So I came to the conclusion that the establishment of the Australian Cricket Club was not really about the emergence of some kind of Australian nationalism. These were clearly commercial endeavours. And I think that’s something new to the Australian colonial sporting story—the insight that we’ve misunderstood this Australian Cricket Club.

Why did these cricket matches emerge in 1826? Well, the answer is very, very simple: From about 1810 up until 1826, horse racing is central to sport in the colony, and it becomes so big that it is moved from Hyde Park in Sydney, and taken out to Randwick. They build a custom-made racecourse there. And of course, there’s the emergence of other racecourses as well.

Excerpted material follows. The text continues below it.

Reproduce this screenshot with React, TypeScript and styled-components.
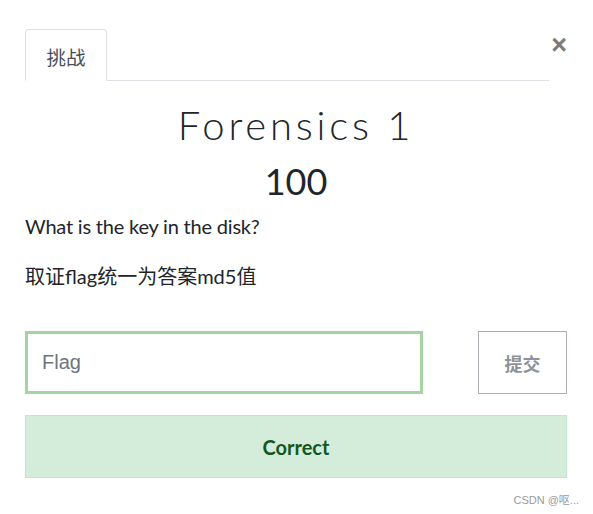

What happens after horse racing leaves Hyde Park is that there’s no real sport going on. And that’s where cricket, I think, fills the void, the space left by the horse racing. Of course, there must have been a real appetite for these matches, because every match was advertised and reported in the media. And they spoke about the stake—£20, even £50 per match. It was about generating business.

Now, in 1832, as I said, they’re already playing cricket in the schools, the private-venture schools, and somebody in The Sydney Morning Herald decides to advertise that the Sydney College is playing against St James’, and that we all should go down to watch. Now, that match was reported in the media, and it seems to have generated a bit of controversy. There must have been some issues with a school match being promoted as an opportunity to gamble. So the following day, the editor of the newspaper comes out and says, “This is a game of cricket, and we need to support it, but it’s not for money.”

So it’s very clear that in 1832 there are two types of cricket that are going on: There’s the cricket in the community, which is about commerce and money and gambling; and there’s also the cricket which is being played in the schools.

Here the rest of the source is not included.